Find the lines holding "that" and copy them.

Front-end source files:
- - - - -

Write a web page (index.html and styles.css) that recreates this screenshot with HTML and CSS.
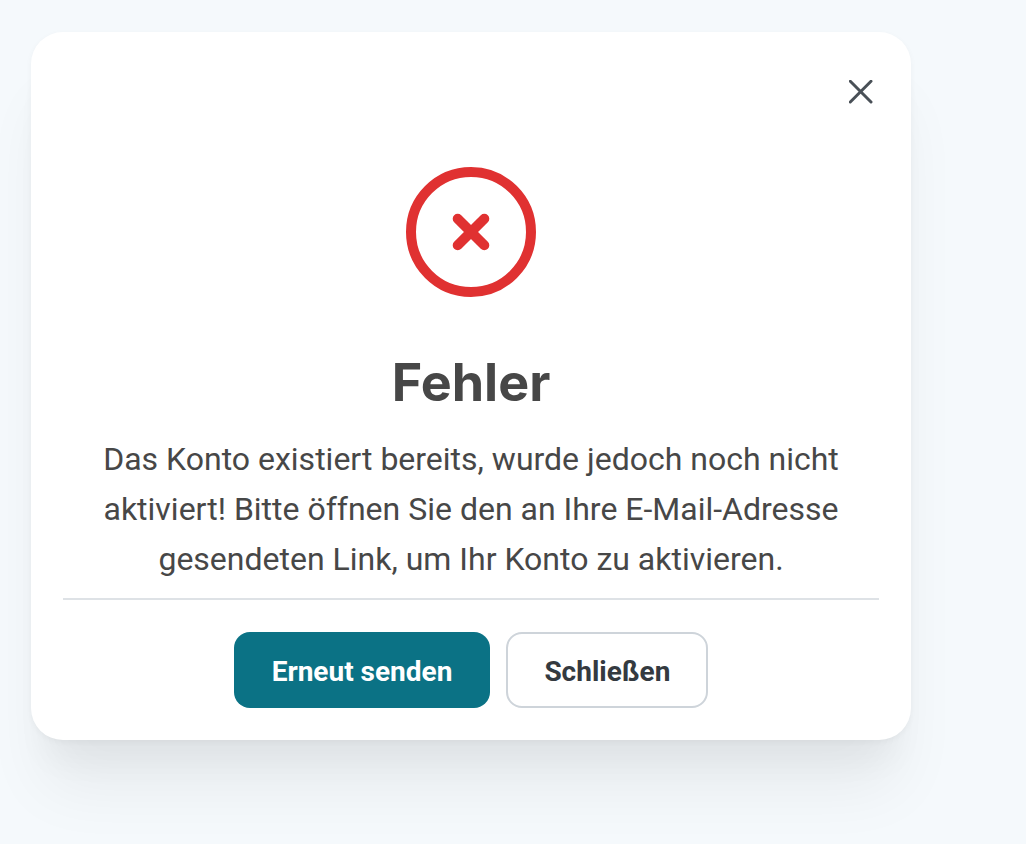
FILE: index.html
```html
<!DOCTYPE html>
<html lang="de">
<head>
<meta charset="utf-8">
<meta name="viewport" content="width=device-width, initial-scale=1">
<title>Fehler</title>
<link rel="stylesheet" href="styles.css">
</head>
<body>
<main class="dialog" role="dialog" aria-labelledby="dialog-title" aria-describedby="dialog-text">
  <header class="dialog-header">
    <button class="close" type="button" aria-label="Dialog schließen">
      <svg viewBox="0 0 24 24" width="24" height="24" aria-hidden="true"><path d="M1.300 1.300 22 22M22 1.300 1.300 22"/></svg>
    </button>
  </header>
  <div class="dialog-body">
    <svg class="status" viewBox="0 0 130 130" width="130" height="130" aria-hidden="true">
      <circle cx="65" cy="65" r="60"/>
      <path d="M51.700 51.700 78.300 78.300M78.300 51.700 51.700 78.300"/>
    </svg>
    <h1 class="title" id="dialog-title">Fehler</h1>
    <p class="message" id="dialog-text">Das Konto existiert bereits, wurde jedoch noch nicht aktiviert! Bitte öffnen Sie den an Ihre E-Mail-Adresse gesendeten Link, um Ihr Konto zu aktivieren.</p>
  </div>
  <footer class="actions">
    <button class="button button-primary" type="button">Erneut senden</button>
    <button class="button button-secondary" type="button">Schließen</button>
  </footer>
</main>
</body>
</html>
```
FILE: styles.css
```css
* {
  box-sizing: border-box;
}

body {
  min-height: 100vh;
  margin: 0;
  padding: 32px 115px 104px 31px;
  background: #f5f9fc;
  color: #474747;
  font-family: Roboto, "Liberation Sans", sans-serif;
}

.dialog {
  padding: 32px;
  border-radius: 32px;
  background: #fff;
  box-shadow:
    0 2px 6px rgba(0, 0, 0, 0.04),
    0 60px 64px -12px rgba(0, 0, 0, 0.06),
    0 34px 34px -14px rgba(0, 0, 0, 0.04);
}

.dialog-header {
  display: flex;
  justify-content: flex-end;
}

.close {
  display: flex;
  padding: 16px 6px;
  border: 0;
  background: transparent;
  cursor: pointer;
}

.close svg {
  fill: none;
  stroke: #495057;
  stroke-width: 3;
  stroke-linecap: round;
}

.dialog-body {
  display: flex;
  flex-direction: column;
  align-items: center;
  padding: 47px 32px 14px;
  border-bottom: 2px solid #dee2e6;
  text-align: center;
}

.status {
  fill: none;
  stroke: #e03131;
  stroke-width: 10;
  stroke-linecap: round;
}

.title {
  margin: 50px 0 15px;
  font-family: Inter, sans-serif;
  font-size: 52px;
  font-weight: 700;
  line-height: 72px;
}

.message {
  margin: 0;
  font-size: 32px;
  line-height: 50px;
}

.actions {
  display: flex;
  flex-wrap: wrap;
  justify-content: center;
  gap: 16px;
  padding-top: 32px;
}

.button {
  height: 76px;
  padding: 4px 36px 0;
  border: 2px solid transparent;
  border-radius: 16px;
  font: 700 28px/40px Roboto, sans-serif;
  cursor: pointer;
}

.button-primary {
  background: #0b7285;
  color: #fff;
}

.button-secondary {
  border-color: #ced4da;
  background: #fff;
  color: #343a40;
}
```
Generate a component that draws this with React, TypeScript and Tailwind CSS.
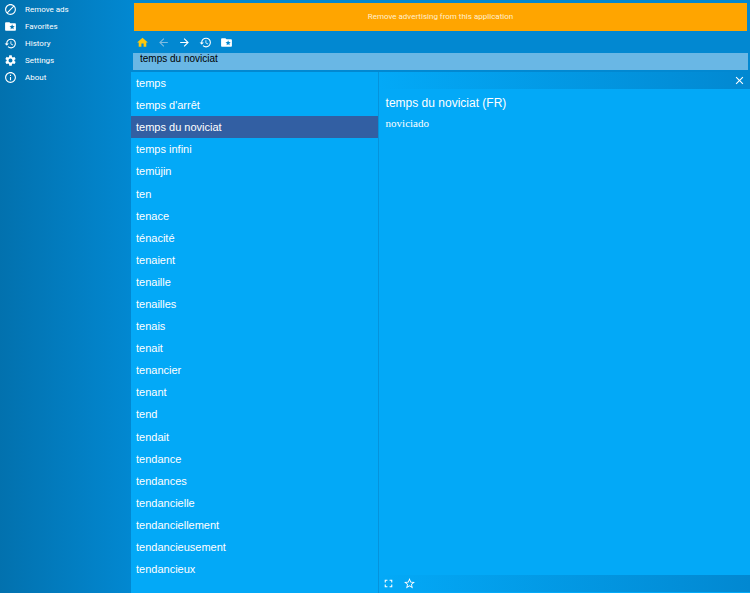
import { useState } from 'react';
import {
    MdArrowBack,
    MdArrowForward,
    MdBlock,
    MdClose,
    MdFolderSpecial,
    MdFullscreen,
    MdHistory,
    MdHome,
    MdInfoOutline,
    MdSettings,
    MdStarBorder,
} from 'react-icons/md';

const menu = [
    { label: 'Remove ads', icon: MdBlock },
    { label: 'Favorites', icon: MdFolderSpecial },
    { label: 'History', icon: MdHistory },
    { label: 'Settings', icon: MdSettings },
    { label: 'About', icon: MdInfoOutline },
];

const toolbar = [
    { label: 'Home', icon: MdHome, color: 'text-[#ffc80a]' },
    { label: 'Back', icon: MdArrowBack, color: 'text-[#7fbbe0]' },
    { label: 'Forward', icon: MdArrowForward, color: 'text-white' },
    { label: 'History', icon: MdHistory, color: 'text-white' },
    { label: 'Favorites', icon: MdFolderSpecial, color: 'text-white' },
];

const words = [
    'temps',
    "temps d'arrêt",
    'temps du noviciat',
    'temps infini',
    'temüjin',
    'ten',
    'tenace',
    'ténacité',
    'tenaient',
    'tenaille',
    'tenailles',
    'tenais',
    'tenait',
    'tenancier',
    'tenant',
    'tend',
    'tendait',
    'tendance',
    'tendances',
    'tendancielle',
    'tendanciellement',
    'tendancieusement',
    'tendancieux',
];

function Sidebar() {
    return (
        <nav className="w-[131px] shrink-0 bg-linear-to-r from-[#0271ae] to-[#0288d1] pt-px">
            {menu.map((item) => {
                const Icon = item.icon;

                return (
                    <button
                        key={item.label}
                        type="button"
                        className="flex h-[17px] w-full items-center gap-2 pl-1 font-[Roboto,sans-serif] text-[8px] text-white"
                    >
                        <Icon className="size-[13px]" />
                        {item.label}
                    </button>
                );
            })}
        </nav>
    );
}

export default function App() {
    const [query, setQuery] = useState('temps du noviciat');
    const [selected, setSelected] = useState('temps du noviciat');

    const pick = (word: string) => {
        setSelected(word);
        setQuery(word);
    };

    return (
        <div className="flex min-h-screen bg-[#0288d1] font-['Liberation_Sans',Arial,sans-serif] text-white">
            <Sidebar />

            <div className="flex min-w-0 flex-1 flex-col">
                {/* Ad banner */}
                <button
                    type="button"
                    className="mx-[3px] mt-[3px] h-7 bg-[#ffa500] font-[Roboto,sans-serif] text-[8px] text-[#fff0d0]"
                >
                    Remove advertising from this application
                </button>

                {/* Toolbar */}
                <div className="flex h-[22px] items-center gap-2 pl-[5px]">
                    {toolbar.map((item) => {
                        const Icon = item.icon;

                        return (
                            <button key={item.label} type="button" aria-label={item.label} className={item.color}>
                                <Icon className="size-[13px]" />
                            </button>
                        );
                    })}
                </div>

                <input
                    type="text"
                    aria-label="Search"
                    value={query}
                    onChange={(e) => setQuery(e.target.value)}
                    className="mx-[2px] mb-[2px] h-[17px] bg-[#69b7e5] pb-[6px] pl-[7px] text-[10px] leading-[11px] text-black outline-none"
                />

                <div className="flex flex-1 bg-[#03a9f7]">
                    {/* Word list */}
                    <ul className="flex w-2/5 flex-col border-r border-[#0593dc] pb-[13px]">
                        {words.map((word) => (
                            <li key={word} className="flex flex-1">
                                <button
                                    type="button"
                                    onClick={() => pick(word)}
                                    className={`w-full pl-[5px] text-left text-[11px] leading-[22px] ${word === selected ? 'bg-[#325fa3]' : ''}`}
                                >
                                    {word}
                                </button>
                            </li>
                        ))}
                    </ul>

                    {/* Article */}
                    <section className="flex flex-1 flex-col">
                        <div className="flex h-[17px] items-center justify-end bg-linear-to-r from-[#03a9f7] to-[#0288d1] pr-1">
                            <button type="button" aria-label="Close">
                                <MdClose className="size-[13px]" />
                            </button>
                        </div>
                        <article className="flex-1 px-[7px] pt-[6px]">
                            <h1 className="text-[12px] leading-4">temps du noviciat (FR)</h1>
                            <p className="mt-1 font-['Liberation_Serif',serif] text-[11px] leading-4">noviciado</p>
                        </article>
                        <div className="mb-px flex h-[17px] items-center gap-2 bg-linear-to-r from-[#03a9f7] to-[#0288d1] pl-[3px]">
                            <button type="button" aria-label="Full screen">
                                <MdFullscreen className="size-[13px]" />
                            </button>
                            <button type="button" aria-label="Add to favorites">
                                <MdStarBorder className="size-[13px]" />
                            </button>
                        </div>
                    </section>
                </div>
            </div>
        </div>
    );
}
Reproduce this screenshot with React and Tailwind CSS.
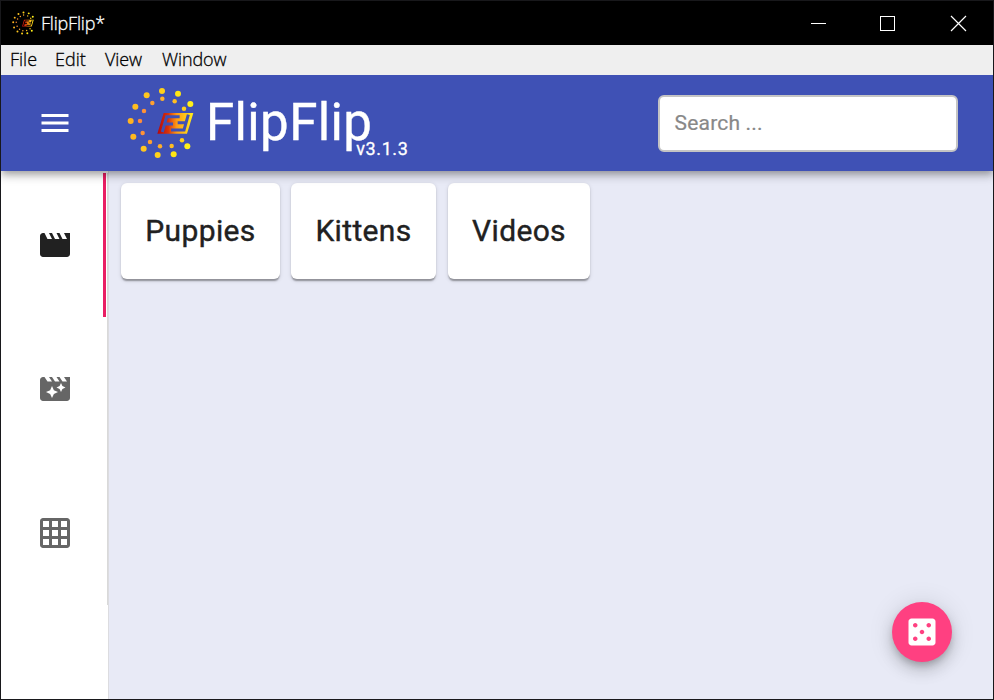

- - - - -

> _Response to this task_:
Write a web page (index.html and styles.css) that recreates this screenshot with HTML and CSS.
Generate a component that draws this with React, TypeScript and Tailwind CSS.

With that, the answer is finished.